2. Description of the Related Art
Valuable hydrocarbon deposits, such as those containing oil and gas, are often found in subterranean formations located thousands of feet below the surface of the Earth. To recover these hydrocarbon deposits, boreholes or wellbores are drilled by rotating a drill bit attached to a drilling assembly (also referred to herein as a “bottomhole assembly” or “BHA”). Such a drilling assembly is attached to the downhole end of a tubing or drill string made up of jointed rigid pipe or a flexible tubing coiled on a reel (“coiled tubing”). For directional drilling, the drilling assembly may use a steering unit to direct the drill bit along a desired wellbore trajectory.
Wellbore drilling systems may also use measurement-while-drilling (MWD) and logging-while-drilling (LWD) devices to determine wellbore parameters and operating conditions during drilling of a well. These parameters and conditions may include formation density, gamma radiation, resistivity, acoustic properties, porosity, and so forth. Many of these tools are directionally sensitive in that, to be meaningful, the measurements made by these tools should be correlated or indexed with a frame of reference for the formation. In one convention, the angular difference between a reference vector on a tool and a vector of reference is referred to as a toolface angle. The reference vector may be borehole highside or magnetic north. As is conventionally understood, the term “borehole highside” is an uppermost side of a non-vertical borehole. It is commonly desired to present the output from imaging sensors oriented with reference to the borehole highside.
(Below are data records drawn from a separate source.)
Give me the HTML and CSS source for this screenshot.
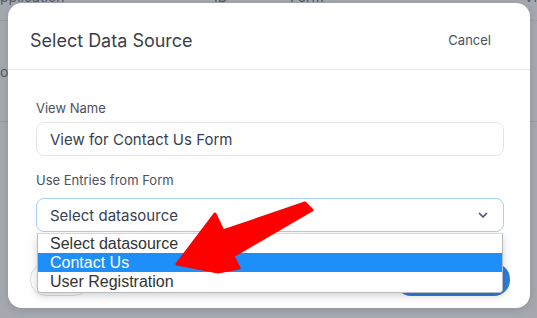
FILE: index.html
```html
<!DOCTYPE html>
<html lang="en">
<head>
  <meta charset="UTF-8">
  <meta name="viewport" content="width=device-width, initial-scale=1.0">
  <title>Select Data Source</title>
  <link rel="stylesheet" href="styles.css">
</head>
<body>
  <!-- page behind the overlay -->
  <div class="backdrop">
    <div class="bg-row bg-head">
      <span class="bg-cell c1">pplication</span>
      <span class="bg-cell c2">ID</span>
      <span class="bg-cell c3">Form</span>
      <span class="bg-cell c4">Vi</span>
    </div>
    <div class="bg-row tall">
      <span class="bg-cell c1">o</span>
      <span class="bg-cell c4">i</span>
    </div>
  </div>

  <div class="modal">
    <div class="modal-header">
      <h2 class="modal-title">Select Data Source</h2>
      <button type="button" class="link-btn">Cancel</button>
    </div>

    <div class="modal-body">
      <label class="field-label" for="view-name">View Name</label>
      <div class="text-input" id="view-name">View for Contact Us Form</div>

      <label class="field-label second" for="source">Use Entries from Form</label>
      <div class="select-wrap">
        <div class="select-box" id="source">
          <span>Select datasource</span>
          <svg class="chevron" width="10" height="7" viewBox="0 0 10 7">
            <path d="M1.5 1.5 L5 5 L8.5 1.5" fill="none" stroke="#4b5563" stroke-width="1.7" stroke-linecap="round" stroke-linejoin="round"/>
          </svg>
        </div>
        <ul class="options">
          <li>Select datasource</li>
          <li class="active">Contact Us</li>
          <li>User Registration</li>
        </ul>
      </div>
    </div>

    <!-- footer buttons sit under the open list; only their edges show -->
    <div class="modal-footer">
      <button type="button" class="btn btn-outline" aria-label="Back"></button>
      <button type="button" class="btn btn-primary" aria-label="Continue"></button>
    </div>
  </div>

  <!-- annotation arrow -->
  <svg class="annotation" width="537" height="318" viewBox="0 0 537 318">
    <polygon points="177,264 215,214 223,231 305,203 312,210 233,256 239,268 218,272"
             fill="#ff0000" stroke="#ff0000" stroke-width="3" stroke-linejoin="round"/>
  </svg>
</body>
</html>
```

FILE: styles.css
```css
body {
  margin: 0;
  width: 537px;
  height: 318px;
  overflow: hidden;
  position: relative;
  background: #a5a8af;
  font-family: Inter, "Noto Sans", sans-serif;
  color: #374151;
}
.backdrop {
  margin-top: -28px;
}
.bg-row {
  display: flex;
  height: 48px;
  align-items: center;
  border-bottom: 1px solid #989ba3;
  font-size: 14px;
  color: #555963;
}
.bg-row.tall {
  height: 100px;
}
.bg-cell.c1 { width: 214px; }
.bg-cell.c2 { width: 76px; }
.bg-cell.c3 { width: 234px; }
.bg-cell.c4 { flex: 1; }

.modal {
  position: absolute;
  left: 8px;
  top: 3px;
  width: 522px;
  height: 305px;
  background: #fff;
  border-radius: 14px;
  box-shadow: 0 2px 10px rgba(0, 0, 0, 0.12);
  overflow: hidden;
}
.modal-header {
  height: 58px;
  padding: 8px 39px 0 22px;
  display: flex;
  align-items: center;
  justify-content: space-between;
  border-bottom: 1px solid #e6e8ec;
}
.modal-title {
  margin: 0;
  font-size: 18px;
  font-weight: 400;
  color: #3a3f4b;
}
.link-btn {
  border: none;
  background: none;
  padding: 0;
  font-family: inherit;
  font-size: 13px;
  color: #4b5160;
}
.modal-body {
  padding: 30px 26px 0 28px;
}
.field-label {
  display: block;
  font-size: 13px;
  line-height: 16px;
  color: #4b5160;
  margin-bottom: 6px;
}
.field-label.second {
  margin-top: 16px;
  margin-bottom: 10px;
}
.text-input,
.select-box {
  height: 34px;
  box-sizing: border-box;
  border: 1px solid #e3e5e9;
  border-radius: 8px;
  padding: 0 13px;
  display: flex;
  align-items: center;
  font-size: 15px;
  color: #374151;
}
.select-wrap {
  position: relative;
}
.select-box {
  border-color: #a9cffa;
  justify-content: space-between;
  padding-right: 15px;
}
.chevron {
  display: block;
}
.options {
  position: absolute;
  left: 1px;
  right: 1px;
  top: 35px;
  margin: 0;
  padding: 0 0 1px;
  list-style: none;
  background: #fff;
  border: 1px solid #b9bcc3;
  border-top-color: #d5d7db;
  border-radius: 0 0 4px 4px;
  box-shadow: 0 3px 8px rgba(0, 0, 0, 0.18);
  font-family: "Liberation Sans", Arial, sans-serif;
  font-size: 16px;
  color: #333;
  z-index: 2;
}
.options li {
  height: 19px;
  line-height: 19px;
  padding-left: 12px;
}
.options li.active {
  background: #1e8ef8;
  color: #fff;
}
.modal-footer {
  display: flex;
  justify-content: space-between;
  padding: 31px 20px 0 22px;
}
.btn {
  height: 33px;
  border-radius: 16px;
  padding: 0;
}
.btn-outline {
  width: 60px;
  background: #fff;
  border: 1px solid #dcdee3;
}
.btn-primary {
  width: 115px;
  background: #2f7fdc;
  border: none;
}
.annotation {
  position: absolute;
  left: 0;
  top: 0;
  z-index: 5;
}
```
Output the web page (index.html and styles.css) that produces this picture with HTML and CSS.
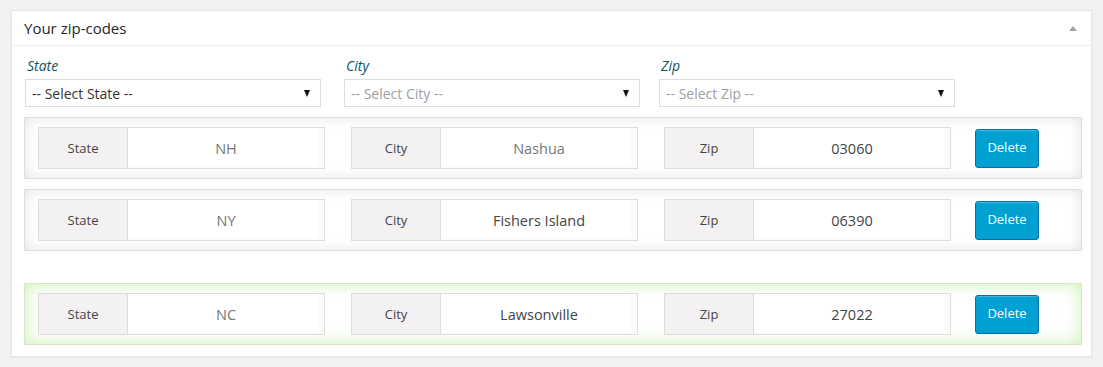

The measurement of borehole highside may be made using devices such as a three-axis accelerometer positioned on the directionally-sensitive tool. Often, a drill string may include two or more directionally sensitive tools. While each such tool may include an orientation sensor, such an arrangement may be expensive and complex. A single sensor may be used for a plurality of directionally-sensitive tools if the angular alignment of these tools is known. Because wellbore tools are often assembled using threaded connections, a plurality of directionally-sensitive tools may not be rotationally aligned within acceptable tolerances. That is, for example, due to machining variations, two directionally-sensitive tools that are configured to point in the same direction could have an angular offset. Thus, conventionally, the angular or rotational offset between directionally sensitive tools are manually measured and recorded after these tools have been assembled. Manual measurement of rotational offsets or mismatches between two or more directionally-sensitive tools may be susceptible to errors and may be difficult in certain drilling conditions. For example, for offshore applications, rough seas may make manual measurement of rotational offsets difficult.
The present disclosure is directed to addressing one or more of the above stated drawbacks for determining the orientation of logging tools and other elements of a drilling system.
In aspects, the present disclosure provides a rotational alignment system for determining the relative rotational position or angular relationship between two or more elements in a section of a work string conveyed into a wellbore. In one embodiment, the rotational alignment system includes one or more sensors that detect one or more reference objects positioned on the elements. Based on the measurements made by the sensor, a processor determines the rotational or angular offset between the two or more elements on the drill string. In one application, rotational offset values are determined for directionally-sensitive sensors in a logging tool. The determined rotational offset values are then used by a surface logging computer to properly correlate data provided by the logging tool. In one illustrative method, the sensor(s) of the rotational alignment system locate and characterize the reference objects by using optical or magnetic images of two or more reference objects positioned on the logging tool. The captured images are processed by the processor to determine the angular offsets between the reference objects. The determined offsets are then transmitted to and stored at the surface logging computer.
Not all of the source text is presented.